図1 半導体製造技術の最小加工寸法とミューオンによるソフト・エラー発生率(SRAMの1Mビット当たり)の関係

 

●シリコン貫通ビア(TSV)の信頼性について解析

 実装技術関連では,シリコン・ダイの高密度積層技術である「シリコン貫通ビア(TSV:Through Silicon Via)」の信頼性に関する講演が相次いだ.

 TSVとは,金属〔通常は銅(Cu)〕の細長い柱をシリコン基板に貫通させ,積層したシリコン・ダイ同士を電気的に接続する技術である.既存技術であるワイヤ・ボンディング技術やフリップチップ技術と比べると,TSVは接続密度が高い.数多くのシリコン・ダイをTSV技術によって接続することで,超大容量メモリや大規模高密度モジュールなどを実現できると期待されている.

 米国University of Texas at Austinは,温度サイクルによってTSVのCu柱と周囲のシリコン(Si)の間でどのような歪みが生じるのかを3次元的に解析した(K-H Luほか,講演番号3D.1).CuとSiは,熱膨張係数が異なる.温度変化があると,熱膨張係数の違いによって歪みが生じる.Si中のキャリアの移動度が低下したり,Cu柱と周囲のSiの間ではく離が起こったりする(図2).この様子を,有限要素法による3次元解析で明らかにした.

 

図2 温度変化によってTSVの柱と周囲のシリコンの間で応力が発生する様子

 

 STMicroelectronics社とCEA-Leti(フランス原子力庁 電子・情報技術研究所),TIMA(Techniques of Informatics and Microelectronics for Computer Architecture)の共同研究チームは,多層金属配線のエレクトロマイグレーションがTSV直下で空孔(ボイド)を発生させる現象を発表した(T.Frankほか,講演番号3F.4).エレクトロマイグレーションとは,電流によって配線や電極などの金属原子が徐々に移動する現象を指す.エレクトロマイグレーションが進行すると配線抵抗が増大したり,あるいは逆に隣接する配線が短絡したりすることがある.
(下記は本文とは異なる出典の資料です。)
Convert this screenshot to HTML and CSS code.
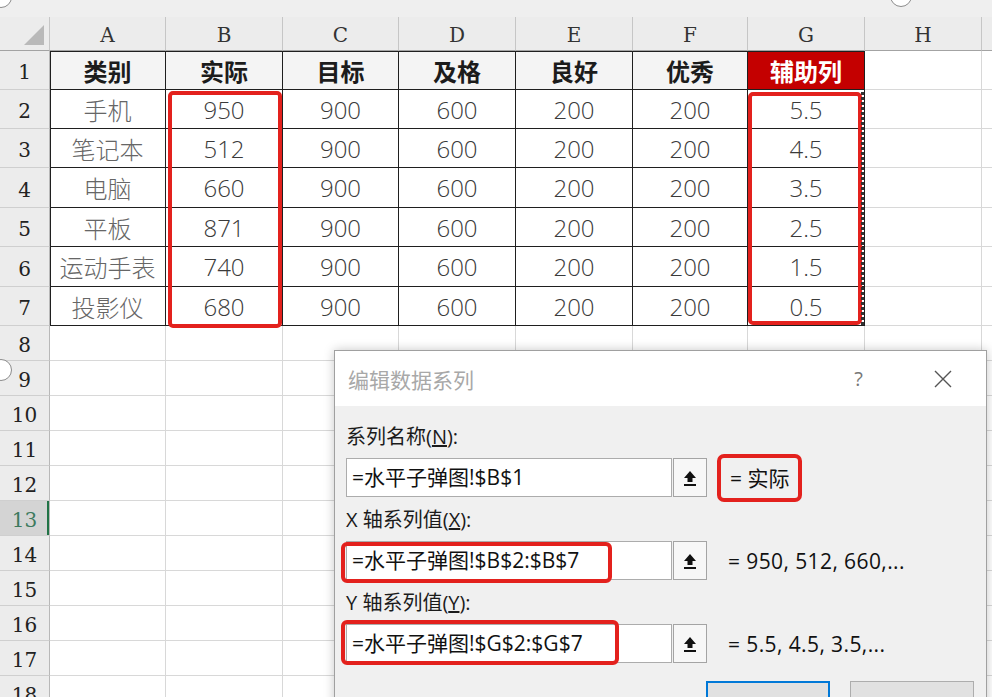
FILE: index.html
```html
<!DOCTYPE html>
<html lang="zh-CN">
<head>
    <meta charset="UTF-8">
    <meta name="viewport" content="width=device-width, initial-scale=1.0">
    <title>编辑数据系列</title>
    <link rel="stylesheet" href="styles.css">
</head>
<body>

<div class="sheet">
    <div class="ribbon-edge"></div>

    <table class="grid">
        <colgroup>
            <col class="w-rh">
            <col class="w116"><col class="w117"><col class="w116"><col class="w117">
            <col class="w117"><col class="w115"><col class="w117"><col class="w117">
            <col class="w-rest">
        </colgroup>
        <thead>
            <tr>
                <th class="corner"><span class="corner-tri"></span></th>
                <th>A</th><th>B</th><th>C</th><th>D</th><th>E</th><th>F</th><th>G</th><th>H</th><th></th>
            </tr>
        </thead>
        <tbody>
            <!-- data block A1:G7 -->
            <tr class="h39 top">
                <th>1</th>
                <td class="d hd first">类别</td>
                <td class="d hd">实际</td>
                <td class="d hd">目标</td>
                <td class="d hd">及格</td>
                <td class="d hd">良好</td>
                <td class="d hd">优秀</td>
                <td class="d hd aux">辅助列</td>
                <td></td><td></td>
            </tr>
            <tr class="h39">
                <th>2</th>
                <td class="d first name">手机</td><td class="d">950</td><td class="d">900</td><td class="d">600</td><td class="d">200</td><td class="d">200</td><td class="d">5.5</td>
                <td></td><td></td>
            </tr>
            <tr class="h39">
                <th>3</th>
                <td class="d first name">笔记本</td><td class="d">512</td><td class="d">900</td><td class="d">600</td><td class="d">200</td><td class="d">200</td><td class="d">4.5</td>
                <td></td><td></td>
            </tr>
            <tr class="h40">
                <th>4</th>
                <td class="d first name">电脑</td><td class="d">660</td><td class="d">900</td><td class="d">600</td><td class="d">200</td><td class="d">200</td><td class="d">3.5</td>
                <td></td><td></td>
            </tr>
            <tr class="h39">
                <th>5</th>
                <td class="d first name">平板</td><td class="d">871</td><td class="d">900</td><td class="d">600</td><td class="d">200</td><td class="d">200</td><td class="d">2.5</td>
                <td></td><td></td>
            </tr>
            <tr class="h40">
                <th>6</th>
                <td class="d first name">运动手表</td><td class="d">740</td><td class="d">900</td><td class="d">600</td><td class="d">200</td><td class="d">200</td><td class="d">1.5</td>
                <td></td><td></td>
            </tr>
            <tr class="h39">
                <th>7</th>
                <td class="d first name">投影仪</td><td class="d">680</td><td class="d">900</td><td class="d">600</td><td class="d">200</td><td class="d">200</td><td class="d">0.5</td>
                <td></td><td></td>
            </tr>

            <!-- empty rows -->
            <tr class="h35"><th>8</th><td></td><td></td><td></td><td></td><td></td><td></td><td></td><td></td><td></td></tr>
            <tr class="h35"><th>9</th><td></td><td></td><td></td><td></td><td></td><td></td><td></td><td></td><td></td></tr>
            <tr class="h35"><th>10</th><td></td><td></td><td></td><td></td><td></td><td></td><td></td><td></td><td></td></tr>
            <tr class="h35"><th>11</th><td></td><td></td><td></td><td></td><td></td><td></td><td></td><td></td><td></td></tr>
            <tr class="h35"><th>12</th><td></td><td></td><td></td><td></td><td></td><td></td><td></td><td></td><td></td></tr>
            <tr class="h35"><th class="active">13</th><td></td><td></td><td></td><td></td><td></td><td></td><td></td><td></td><td></td></tr>
            <tr class="h35"><th>14</th><td></td><td></td><td></td><td></td><td></td><td></td><td></td><td></td><td></td></tr>
            <tr class="h35"><th>15</th><td></td><td></td><td></td><td></td><td></td><td></td><td></td><td></td><td></td></tr>
            <tr class="h35"><th>16</th><td></td><td></td><td></td><td></td><td></td><td></td><td></td><td></td><td></td></tr>
            <tr class="h35"><th>17</th><td></td><td></td><td></td><td></td><td></td><td></td><td></td><td></td><td></td></tr>
            <tr class="h35"><th>18</th><td></td><td></td><td></td><td></td><td></td><td></td><td></td><td></td><td></td></tr>
        </tbody>
    </table>

    <!-- highlight frames over the ranges used by the series -->
    <div class="mark mark-b"></div>
    <div class="mark mark-g"></div>
    <div class="ants"></div>

    <!-- chart resize handles -->
    <div class="handle handle-tl"></div>
    <div class="handle handle-l"></div>
    <div class="handle handle-t"></div>
</div>

<div class="dialog">
    <div class="dlg-title">
        <span class="dlg-caption">编辑数据系列</span>
        <span class="dlg-help">?</span>
        <span class="dlg-close">
            <svg width="20" height="20" viewBox="0 0 20 20">
                <path d="M2 2 L18 18 M18 2 L2 18" stroke="#555" stroke-width="1.4" fill="none"/>
            </svg>
        </span>
    </div>

    <div class="dlg-body">
        <div class="field">
            <div class="field-label">系列名称(<u>N</u>):</div>
            <div class="field-row">
                <div class="ref-input">=水平子弹图!$B$1</div>
                <button class="collapse-btn">
                    <svg width="16" height="18" viewBox="0 0 16 18">
                        <path d="M8 2 L14 9 H10.5 V13 H5.5 V9 H2 Z" fill="#111"/>
                        <rect x="2" y="15" width="12" height="2" fill="#111"/>
                    </svg>
                </button>
                <div class="ref-value boxed">= 实际</div>
            </div>
        </div>

        <div class="field">
            <div class="field-label">X 轴系列值(<u>X</u>):</div>
            <div class="field-row">
                <div class="ref-input">=水平子弹图!$B$2:$B$7<span class="hl hl-x"></span></div>
                <button class="collapse-btn">
                    <svg width="16" height="18" viewBox="0 0 16 18">
                        <path d="M8 2 L14 9 H10.5 V13 H5.5 V9 H2 Z" fill="#111"/>
                        <rect x="2" y="15" width="12" height="2" fill="#111"/>
                    </svg>
                </button>
                <div class="ref-value">= 950, 512, 660,...</div>
            </div>
        </div>

        <div class="field">
            <div class="field-label">Y 轴系列值(<u>Y</u>):</div>
            <div class="field-row">
                <div class="ref-input">=水平子弹图!$G$2:$G$7<span class="hl hl-y"></span></div>
                <button class="collapse-btn">
                    <svg width="16" height="18" viewBox="0 0 16 18">
                        <path d="M8 2 L14 9 H10.5 V13 H5.5 V9 H2 Z" fill="#111"/>
                        <rect x="2" y="15" width="12" height="2" fill="#111"/>
                    </svg>
                </button>
                <div class="ref-value">= 5.5, 4.5, 3.5,...</div>
            </div>
        </div>

        <!-- OK / Cancel, only their top edge is on screen -->
        <div class="dlg-buttons">
            <button class="btn primary" aria-label="确定"></button>
            <button class="btn" aria-label="取消"></button>
        </div>
    </div>
</div>

</body>
</html>
```

FILE: styles.css
```css
body {
    margin: 0;
    width: 992px;
    height: 697px;
    overflow: hidden;
    position: relative;
    background: #fff;
    font-family: "Noto Sans CJK SC", sans-serif;
}

/* ---------- worksheet ---------- */
.sheet {
    position: relative;
}

.ribbon-edge {
    height: 17px;
    background: #efefef;
}

.grid {
    border-collapse: separate;
    border-spacing: 0;
    table-layout: fixed;
    width: 1042px;
}

.w-rh { width: 50px; }
.w115 { width: 115px; }
.w116 { width: 116px; }
.w117 { width: 117px; }
.w-rest { width: 60px; }

.grid th,
.grid td {
    padding: 0;
    box-sizing: border-box;
    border-right: 1px solid #d8d8d8;
    border-bottom: 1px solid #d8d8d8;
    text-align: center;
    white-space: nowrap;
    overflow: hidden;
}

.grid thead th {
    height: 34px;
    padding-top: 3px;
    background: #ececec;
    font-family: "DejaVu Serif", serif;
    font-size: 20px;
    font-weight: normal;
    color: #333;
    border-right-color: #c6c6c6;
    border-bottom-color: #a3a3a3;
}

.grid th.corner {
    text-align: right;
    vertical-align: bottom;
    padding: 0 5px 5px 0;
}

.corner-tri {
    display: inline-block;
    width: 20px;
    height: 20px;
    background: #b9b9b9;
    clip-path: polygon(100% 0, 100% 100%, 0 100%);
    vertical-align: bottom;
}

.grid tbody th {
    padding-top: 4px;
    background: #ececec;
    font-family: "DejaVu Serif", serif;
    font-size: 20px;
    font-weight: normal;
    color: #222;
    border-right-color: #b8b8b8;
    border-bottom-color: #cfcfcf;
}

.grid tbody th.active {
    background: #d4d4d4;
    color: #3d7a5e;
    box-shadow: inset -2px 0 #217346;
}

.h35 { height: 35px; }
.h39 { height: 39px; }
.h40 { height: 40px; }

/* bordered data block */
.grid td.d {
    border-right-color: #1f1f1f;
    border-bottom-color: #1f1f1f;
    font-family: "Open Sans", "Noto Sans CJK SC", sans-serif;
    font-weight: 300;
    font-size: 24px;
    color: #3a3a3a;
}

.grid td.d.first {
    box-shadow: inset 1px 0 #1f1f1f;
}

.grid tr.top td.d {
    box-shadow: inset 0 1px #1f1f1f;
}

.grid tr.top td.d.first {
    box-shadow: inset 1px 1px #1f1f1f;
}

.grid td.name {
    font-family: "Noto Sans CJK SC", sans-serif;
    color: #666;
}

.grid td.hd {
    background: #f4f4f4;
    font-family: "Noto Sans CJK SC", sans-serif;
    font-weight: 700;
    color: #1c1c1c;
}

.grid td.aux {
    background: #c40000;
    color: #fff;
}

/* red frames around B2:B7 and G2:G7 */
.mark {
    position: absolute;
    box-sizing: border-box;
    border: 4px solid #e3211d;
    border-radius: 5px;
}

.mark-b {
    left: 168px;
    top: 91px;
    width: 114px;
    height: 237px;
}

.mark-g {
    left: 748px;
    top: 92px;
    width: 114px;
    height: 233px;
}

/* copy selection border */
.ants {
    position: absolute;
    left: 861px;
    top: 92px;
    width: 3px;
    height: 234px;
    background: repeating-linear-gradient(180deg, #333 0 3px, transparent 3px 5px);
}

.handle {
    position: absolute;
    width: 22px;
    height: 22px;
    box-sizing: border-box;
    border-radius: 50%;
    background: #fff;
    border: 1px solid #8c8c8c;
}

.handle-tl { left: -10px; top: -14px; }
.handle-l { left: -10px; top: 359px; }
.handle-t { left: 890px; top: -15px; }

/* ---------- dialog ---------- */
.dialog {
    position: absolute;
    left: 334px;
    top: 350px;
    width: 653px;
    height: 380px;
    box-sizing: border-box;
    background: #f0f0f0;
    border: 1px solid #a0a0a0;
    box-shadow: 0 0 10px rgba(0, 0, 0, 0.22);
}

.dlg-title {
    height: 55px;
    background: #fff;
    display: flex;
    align-items: center;
}

.dlg-caption {
    flex: 1;
    padding-left: 13px;
    font-size: 21px;
    color: #a8a8a8;
}

.dlg-help {
    font-family: "Open Sans", sans-serif;
    font-size: 20px;
    color: #777;
}

.dlg-close {
    display: flex;
    margin-left: 70px;
    margin-right: 33px;
}

.dlg-body {
    padding: 16px 0 0 11px;
}

.field {
    margin-bottom: 8px;
}

.field-label {
    height: 30px;
    line-height: 30px;
    margin-bottom: 6px;
    font-family: "Open Sans", "Noto Sans CJK SC", sans-serif;
    font-size: 20px;
    color: #1b1b1b;
}

.field-row {
    height: 39px;
    display: flex;
    align-items: center;
}

.ref-input {
    position: relative;
    width: 326px;
    height: 39px;
    box-sizing: border-box;
    padding-left: 5px;
    border: 1px solid #acacac;
    background: #fff;
    font-family: "Open Sans", "Noto Sans CJK SC", sans-serif;
    font-size: 21px;
    line-height: 37px;
    color: #111;
    white-space: nowrap;
}

.collapse-btn {
    width: 34px;
    height: 39px;
    margin: 0 0 0 1px;
    padding: 0;
    box-sizing: border-box;
    border: 1px solid #a4a4a4;
    background: #f7f7f7;
    display: flex;
    align-items: center;
    justify-content: center;
}

.ref-value {
    margin-left: 21px;
    font-family: "Open Sans", "Noto Sans CJK SC", sans-serif;
    font-size: 21px;
    letter-spacing: 0.4px;
    color: #111;
    white-space: nowrap;
}

.ref-value.boxed {
    margin-left: 10px;
    height: 48px;
    line-height: 40px;
    box-sizing: border-box;
    padding: 0 9px;
    border: 4px solid #e3211d;
    border-radius: 7px;
    letter-spacing: 0;
}

.hl {
    position: absolute;
    box-sizing: border-box;
    border: 4px solid #e3211d;
    border-radius: 6px;
}

.hl-x {
    left: -6px;
    top: 0;
    width: 271px;
    height: 41px;
}

.hl-y {
    left: -6px;
    top: -5px;
    width: 278px;
    height: 45px;
}

.dlg-buttons {
    display: flex;
    gap: 20px;
    margin-top: 18px;
    padding-left: 360px;
}

.btn {
    width: 124px;
    height: 36px;
    box-sizing: border-box;
    background: #e1e1e1;
    border: 1px solid #adadad;
}

.btn.primary {
    border: 2px solid #0078d7;
}
```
 STMicroelectronics社らの共同研究チームは,Cu配線,窒化チタン(TiN)バリヤ,Cu柱の構造を試作し,Cu柱直下のCu配線にエレクトロマイグレーションによるボイドが発生することを確かめた(図3).ボイドがある程度拡大するとTSVの抵抗増大が始まり,抵抗値が徐々に増加していく.対策としては,TSVの断面積を拡大する,TSVの本数を増やす,といった手法が考えられるとしている.

 

図3 TSV直下に空孔(ボイド)が発生した様子

 

●NBTIの劣化と回復を説明するモデルを発表

 NBTI関連では,劣化と回復を説明するモデルが発表された.NBTIは,高温下で負電圧バイアスしたpチャネルMOSFETの特性が不安定になる不良で,磨耗不良期に発生する不良として知られている.ただし,NBTIを引き起こすメカニズムについてはよく分かっておらず,不良モードをうまく説明できるモデルがなかった.正確なモデルが存在しないことは寿命予測が正確にはできないということを意味しており,長く懸案事項となっていた.
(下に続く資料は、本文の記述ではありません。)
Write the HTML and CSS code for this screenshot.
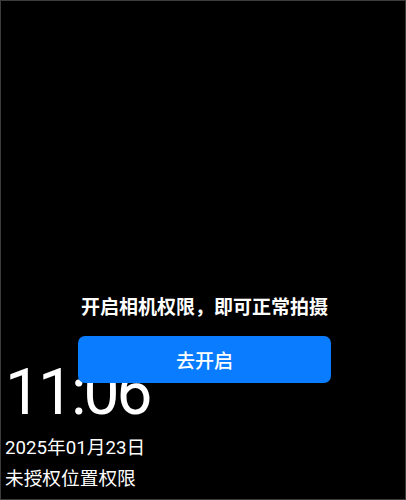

 今回のIRPSでインドのIndian Institute of Technology Bombayと米国Purdue University,米国University of Illinois の共同研究チームは,NBTIの劣化と回復を説明するモデルを提唱した(S.Mahapatraほか,講演番号6A.3).NBTIでは負電圧バイアスを加えるとpチャネルMOSFETの特性が劣化し,負電圧バイアスを切るとpチャネルMOSFETの特性が回復する.従来は反応拡散モデル(Reaction Diffusion Model)で劣化現象を説明していたのだが,回復現象をうまく説明できなかった.Indian Institute of Technology Bombayを中心とする共同研究チームは,反応拡散モデルで劣化と回復の両方を説明できることを示し,寿命を予測してみせた.